Pingping Xiu, a Lehigh graduate student in computer science and engineering, took third place for a poster titled "Whole-Book Recognition Using High-Performance Computing." Xiu is advised by Henry S. Baird, professor of computer science and engineering.
Plenary addresses at the workshop were given by Jose Munoz, acting director of the National Science Foundation’s Office of Cyberinfrastructure; Donald W. Brenner, the Kobe Steel Distinguished Professor of materials science and engineering at North Carolina State University; Robert J. Vanderbei, chair of operations research and financial engineering at Princeton University; Mihai Anitescu, a computational mathematician at Argonne national Laboratory; and Gerhard Hummer, chief of the National Institutes of Health’s Theoretical Biophysics Section.
Session topics included data mining, energy and the environment, bioengineering and biosciences, computational modeling, computational optimization, and signal processing.
The panel discussions covered funding opportunities in HPC, Computation Enabling Information Sciences, HPC in Physical Sciences and Engineering, and Computational Training and Grad Programs.

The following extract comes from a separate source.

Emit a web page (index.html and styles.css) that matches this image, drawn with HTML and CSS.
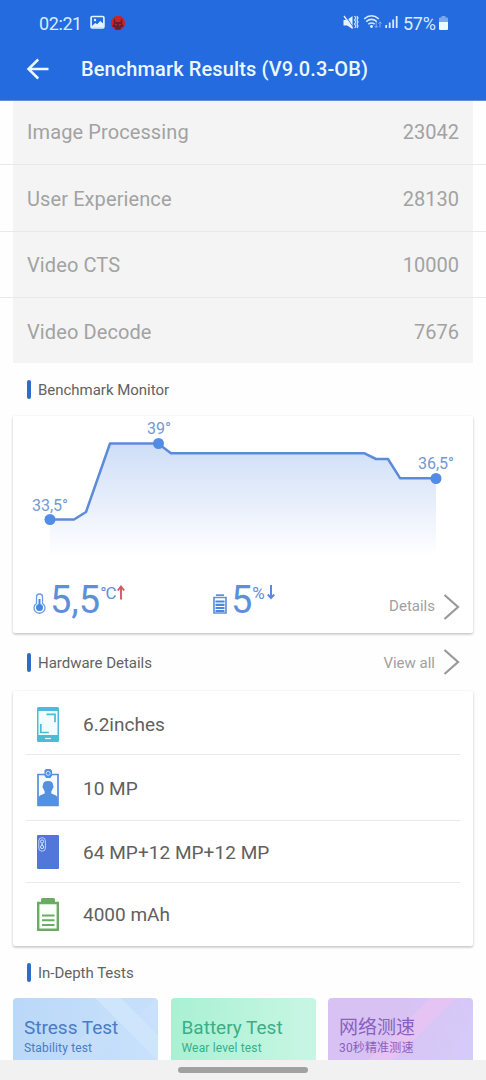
FILE: index.html
```html
<!DOCTYPE html>
<html lang="en">
<head>
<meta charset="utf-8">
<title>Benchmark Results</title>
<link rel="stylesheet" href="styles.css">
</head>
<body>
<div class="screen">
  <header class="top">
    <div class="status">
      <span class="clock">02:21</span>
      <svg class="status-left" width="38" height="18" viewBox="0 0 38 18">
        <rect x="1.100" y="2.500" width="12.800" height="11.500" rx="1.200" fill="none" stroke="#e3f4ff" stroke-width="1.700"/>
        <path d="M2 12l3.200-3 2 1.200 3-3.200 3.500 3v3.500H2z" fill="#e3f4ff"/><circle cx="5" cy="6" r="1.200" fill="#e3f4ff"/>
        <circle cx="28" cy="9" r="7.200" fill="#c7242c"/>
        <path d="M24 4l1.800 4h4.400l1.800-4 .3 6 1.700 2.600-2.500.5-1 2.700h-5l-1-2.700-2.500-.5 1.700-2.600z" fill="#681d31"/>
        <path d="M25.200 10.200l1.800 1M30.800 10.200l-1.800 1" stroke="#d93532"/>
      </svg>
      <svg class="status-right" width="56" height="18" viewBox="0 0 56 18">
        <path d="M.5 6h3.700l5.300-4v13L4.200 11.500H.5z" fill="#e3f4ff"/>
        <path d="M2.500 1.500l8 12.500" stroke="#246bdf" stroke-width="1"/><path d="M1 2l8.500 12" stroke="#e3f4ff" stroke-width="1.300"/>
        <path d="M11.500 2l1.500 2-1.500 2 1.500 2-1.500 2 1.500 2-1.300 2M14 2l1 2-1 2 1 2-1 2 1 2-1 2" fill="none" stroke="#e3f4ff" stroke-width="1.100"/>
        <g fill="none" stroke="#d5ebff" stroke-width="1.500"><path d="M21.200 4.800q7.300-6 14.600 0M23.200 7.600q5.300-4.400 10.600 0M25.300 10.200q3.200-2.600 6.400 0"/></g>
        <circle cx="28.500" cy="12.500" r="1.400" fill="#e3f4ff"/>
        <path d="M33.200 8v5.500m-1.500-1.500 1.500 1.700 1.500-1.700M37 13.500V8m-1.500 1.500L37 7.800l1.500 1.700" fill="none" stroke="#81aff2" stroke-width="1"/>
        <path d="M43.200 14v-3M46.700 14V8.500M50.200 14V5.500M53.700 14V2" stroke="#d8ecff" stroke-width="1.800"/>
      </svg>
      <span class="percent">57%</span>
      <svg class="power" width="9" height="14" viewBox="0 0 9 14"><path d="M0 2.500q0-1 1-1h1.500V0h4v1.500H8q1 0 1 1V7H0z" fill="#7ca7ef"/><path d="M0 6h9v7q0 1-1 1H1q-1 0-1-1z" fill="#eef9ff"/></svg>
    </div>
    <div class="title-bar">
      <svg class="back" width="24" height="24" viewBox="0 0 24 24"><path d="M12.200 2.500 2.500 12l9.700 9.500M2.800 12H22.500" fill="none" stroke="#eaf8ff" stroke-width="2.500"/></svg>
      <h1 class="title">Benchmark Results (V9.0.3-OB)</h1>
    </div>
  </header>

  <main class="content">
    <ul class="scores">
      <li class="score"><span>Image Processing</span><b>23042</b></li>
      <li class="score"><span>User Experience</span><b>28130</b></li>
      <li class="score"><span>Video CTS</span><b>10000</b></li>
      <li class="score"><span>Video Decode</span><b>7676</b></li>
    </ul>

    <div class="section first"><i class="mark"></i><h2>Benchmark Monitor</h2></div>
    <section class="card monitor">
      <svg class="chart" width="460" height="150" viewBox="13 416 460 150">
        <defs><linearGradient id="fade" x1="0" y1="440" x2="0" y2="556" gradientUnits="userSpaceOnUse"><stop offset="0" stop-color="#cdddf7"/><stop offset=".5" stop-color="#e5edfb"/><stop offset="1" stop-color="#fff"/></linearGradient></defs>
        <path d="M50 519.500H74L86 512 110 443.500H158L171 453H364L376 459H388L400 478H436V558H50z" fill="url(#fade)"/>
        <path d="M50 519.500H74L86 512 110 443.500H158L171 453.200H364L376 459H388L400 478.200H436" fill="none" stroke="#5c8bd7" stroke-width="2.500" stroke-linejoin="round"/>
        <g fill="#528de5"><circle cx="50" cy="519.500" r="5.500"/><circle cx="158.500" cy="443.500" r="5.500"/><circle cx="436" cy="478.500" r="5.500"/></g>
        <g class="chart-label"><text x="32" y="510.500" textLength="36">33,5°</text><text x="147" y="434" textLength="24">39°</text><text x="418" y="469" textLength="36">36,5°</text></g>
      </svg>
      <div class="stats">
        <div class="stat heat">
          <svg width="13" height="21" viewBox="0 0 13 21"><path d="M3.500 10.500V4a3 3 0 0 1 6 0v6.500a5.500 5.300 0 1 1-6 0z" fill="none" stroke="#6c9ae0" stroke-width="1.300"/><circle cx="6.500" cy="14.500" r="3.500" fill="#4688e5"/><path d="M6.500 6v8" stroke="#4688e5" stroke-width="2"/></svg>
          <b class="number">5,5</b><span class="unit celsius">°C</span>
          <svg class="arrow up" width="8" height="15" viewBox="0 0 8 15"><path d="M4 14.500V2M.8 5.500 4 1.500l3.200 4" fill="none" stroke="#dc5365" stroke-width="1.900"/></svg>
        </div>
        <div class="stat drain">
          <svg width="14" height="20" viewBox="0 0 14 20"><path d="M3 1.200h8M1 3.500h12v15.500H1z" fill="none" stroke="#6392dc" stroke-width="1.700"/><path d="M2.500 7.500h9M2.500 10.800h9M2.500 14h9M2.500 17h9" stroke="#4688e5" stroke-width="2.200"/></svg>
          <b class="number">5</b><span class="unit">%</span>
          <svg class="arrow" width="8" height="15" viewBox="0 0 8 15"><path d="M4 0v13M.8 9.500 4 13l3.200-3.500" fill="none" stroke="#598bdb" stroke-width="2"/></svg>
        </div>
        <a class="more"><span>Details</span><svg width="17" height="26" viewBox="0 0 17 26"><path d="m1.500 1 13.500 12-13.500 12" fill="none" stroke="#999" stroke-width="2.200"/></svg></a>
      </div>
    </section>

    <div class="section second"><i class="mark"></i><h2>Hardware Details</h2><a class="more"><span>View all</span><svg width="17" height="26" viewBox="0 0 17 26"><path d="m1.500 1 13.500 12-13.500 12" fill="none" stroke="#999" stroke-width="2.200"/></svg></a></div>
    <ul class="card hardware">
      <li class="spec s1"><svg width="22" height="35" viewBox="0 0 22 35"><rect width="22" height="35" rx="1.500" fill="#4fb9d9"/><path d="M1.500 4h19v24h-19z" fill="#f2fdff"/><path d="M9.500 7.300H18v8M3.800 17v8.500h8" fill="none" stroke="#4fb9d9" stroke-width="1.700"/><path d="M8 31.500h6" stroke="#e5fbff" stroke-width="1.200"/></svg><span>6.2inches</span></li>
      <li class="spec s2"><svg width="22" height="38" viewBox="0 0 22 38"><path d="M1 5.500h20v31H1z" fill="#f5fbff" stroke="#5490e0" stroke-width="1.700"/><path d="M7.500 1.500 9 0h4.500L15 1.500v5L13.500 9H9L7.500 6.500z" fill="#5490e0"/><circle cx="11.200" cy="4.300" r="2" fill="none" stroke="#cce5ff" stroke-width="1"/><path d="M6 16q0-4 5-4t5 4q1.500 2-.5 4l-1.200 2.500v2l4.700 2q2 1 2 3.500v7H1v-7q0-2.500 2-3.500l4.700-2v-2L6.500 20q-2-2-.5-4z" fill="#5490e0"/></svg><span>10 MP</span></li>
      <li class="spec s3"><svg width="22" height="34" viewBox="0 0 22 34"><rect width="22" height="34" rx="1" fill="#5077d9"/><rect x="1.800" y="2.700" width="6.600" height="13.500" rx="3.200" fill="none" stroke="#bed3ff" stroke-width="1"/><circle cx="5.100" cy="6.500" r="1.600" fill="none" stroke="#d9e7ff"/><circle cx="5.100" cy="12" r="1.600" fill="none" stroke="#d9e7ff"/><circle cx="5.100" cy="9.300" r=".8" fill="#fff"/></svg><span>64 MP+12 MP+12 MP</span></li>
      <li class="spec s4"><svg width="22" height="33" viewBox="0 0 22 33"><path d="M4 1.500Q4 0 5.500 0h11Q18 0 18 1.500V5H4z" fill="#6aad61"/><path d="M1.200 5h19.600v26.800H1.200z" fill="#fafffa" stroke="#6aad61" stroke-width="2.400"/><path d="M5 17.500h12.500M5 22.300h12.500M5 27h12.500" stroke="#6aad61" stroke-width="1.900"/></svg><span>4000 mAh</span></li>
    </ul>

    <div class="section third"><i class="mark"></i><h2>In-Depth Tests</h2></div>
    <div class="tests">
      <article class="test stress"><h3>Stress Test</h3><p>Stability test</p></article>
      <article class="test battery"><h3>Battery Test</h3><p>Wear level test</p></article>
      <article class="test network"><h3>网络测速</h3><p>30秒精准测速</p></article>
    </div>
  </main>
  <footer class="nav"><i class="handle"></i></footer>
</div>
</body>
</html>
```

FILE: styles.css
```css
* { box-sizing: border-box; }
body, h1, h2, h3, p, ul { margin: 0; padding: 0; font-weight: 400; }
ul { list-style: none; }
b { font-weight: 400; }
body { background: #fff; font-family: Roboto, "Noto Sans CJK SC", sans-serif; }
svg { display: block; flex: none; }
.screen { width: 486px; height: 1080px; overflow: hidden; display: flex; flex-direction: column; background: #fefefe; }
.top { height: 101px; flex: none; background: #246bdf; border-bottom: 1px solid #5d8fdd; }
.status { height: 46px; padding: 0 38px 0 39px; display: flex; align-items: center; color: #d7edff; font-size: 18px; }
.clock { width: 51px; letter-spacing: -.4px; }
.status-right { margin-left: auto; margin-right: 4px; }
.percent { width: 35px; white-space: nowrap; letter-spacing: -.3px; }
.power { margin-left: 1px; }
.title-bar { height: 46px; padding-left: 26px; display: flex; align-items: center; }
.title { margin-left: 31px; color: #eaf8ff; font-size: 20px; font-weight: 500; letter-spacing: .11px; white-space: nowrap; }
.content { height: 959px; overflow: hidden; flex: none; }
.scores { height: 262px; background: linear-gradient(90deg, #fefefe 13px, #f4f4f4 13px 473px, #fefefe 473px); }
.score { height: 66.6px; padding: 0 27px; display: flex; align-items: center; justify-content: space-between; border-bottom: 1px solid #e9e9e9; color: #a2a2a2; font-size: 20px; }
.score span { letter-spacing: .1px; }
.score:first-child { height: 64px; padding-bottom: 2px; }
.score:last-child { border: 0; height: 66px; padding-top: 1px; }
.score:nth-child(2), .score:nth-child(3) { padding-top: 2px; }
.section { padding: 0 26px 0 27px; display: flex; align-items: center; }
.section h2 { margin-left: 7px; color: #626262; font-size: 15px; white-space: nowrap; letter-spacing: -.02px; }
.first { height: 53px; }
.second { height: 58px; }
.third { height: 52px; }
.mark { width: 4px; height: 19px; border-radius: 2px; background: #316bc7; }
.first h2, .second h2, .third h2 { padding-top: 1px; }
.card { margin: 0 13px; background: #fff; border-radius: 2px; box-shadow: 0 1px 3px #0003, 0 2px 2px #0001; }
.monitor { height: 217px; }
.chart-label { fill: #7199d2; font-size: 16px; }
.stats { height: 67px; padding: 0 13px 0 20px; display: flex; }
.stat { display: flex; align-items: flex-start; color: #608fd9; }
.heat { width: 180px; }
.stat > svg:first-child { margin-top: 28px; }
.heat > svg:first-child { margin-top: 27px; }
.number { font-size: 38px; line-height: 44px; margin: 12px 0 0 4px; }
.unit { margin-top: 17px; font-size: 17px; line-height: 20px; }
.celsius { letter-spacing: -1px; }
.arrow { margin: 19px 0 0 2px; }
.arrow.up { margin-left: 1px; }
.more { margin-left: auto; display: flex; align-items: center; gap: 8px; color: #a0a0a0; font-size: 15px; }
.stats .more { height: 26px; margin-top: 28px; }
.stats .more span { padding-bottom: 3px; }
.second .more span { padding-top: 1px; }
.hardware { height: 255px; padding: 0 13px; }
.spec { padding-left: 11px; display: flex; align-items: center; border-bottom: 1px solid #e9e9e9; color: #606060; font-size: 19px; }
.spec span { margin-left: 24px; white-space: nowrap; }
.s1 { height: 64px; padding-top: 3px; }
.s2 { height: 66px; }
.s2 span { padding-top: 1px; }
.s3 { height: 62px; }
.s3 span { padding-top: 1px; letter-spacing: .05px; }
.s4 { height: 63px; border: 0; padding-bottom: 1px; }
.tests { display: grid; grid-template-columns: 145px 145px 145px; column-gap: 12.5px; padding-left: 13px; }
.test { height: 64px; border-radius: 4px 4px 0 0; padding: 18px 0 0 11px; overflow: hidden; white-space: nowrap; }
.test h3 { font-size: 19px; line-height: 24px; }
.test p { font-size: 12px; line-height: 16px; letter-spacing: .15px; }
.stress { color: #4a7bc4; background: linear-gradient(45deg, transparent 70%, #cfe5fb 70% 82%, transparent 82%), linear-gradient(135deg, transparent 52%, #c5dffa 52% 68%, transparent 68%), linear-gradient(90deg, #bad8f8, #c9e1fc); }
.battery { color: #3aae86; background: linear-gradient(90deg, #a9f1d3, #c8f6e4); }
.network { color: #8b5fbe; background: linear-gradient(135deg, transparent 49%, #e5c3f3 49% 61%, transparent 61%), linear-gradient(120deg, #d8c2f4 45%, #d4ccfa); }
.nav { height: 20px; flex: none; display: flex; justify-content: center; padding-top: 7px; background: #f1f1f1; }
.handle { width: 130px; height: 6px; border-radius: 3px; background: #a1a1a1; }
```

The workshop was chaired by Tamas Terlaky, department chair and George N. and Soteria Kledaras ’87 Endowed Professor of industrial and systems engineering. Terlaky was recently invited to give the 12th Annual Simon Stevin Lecture on Optimization in Engineering in Belgium.
The three workshop co-chairs were Brian D. Davison, associate professor of computer science and engineering; Slava V. Rotkin, associate professor of physics; and Brandon Leeds of Library and Technology Services.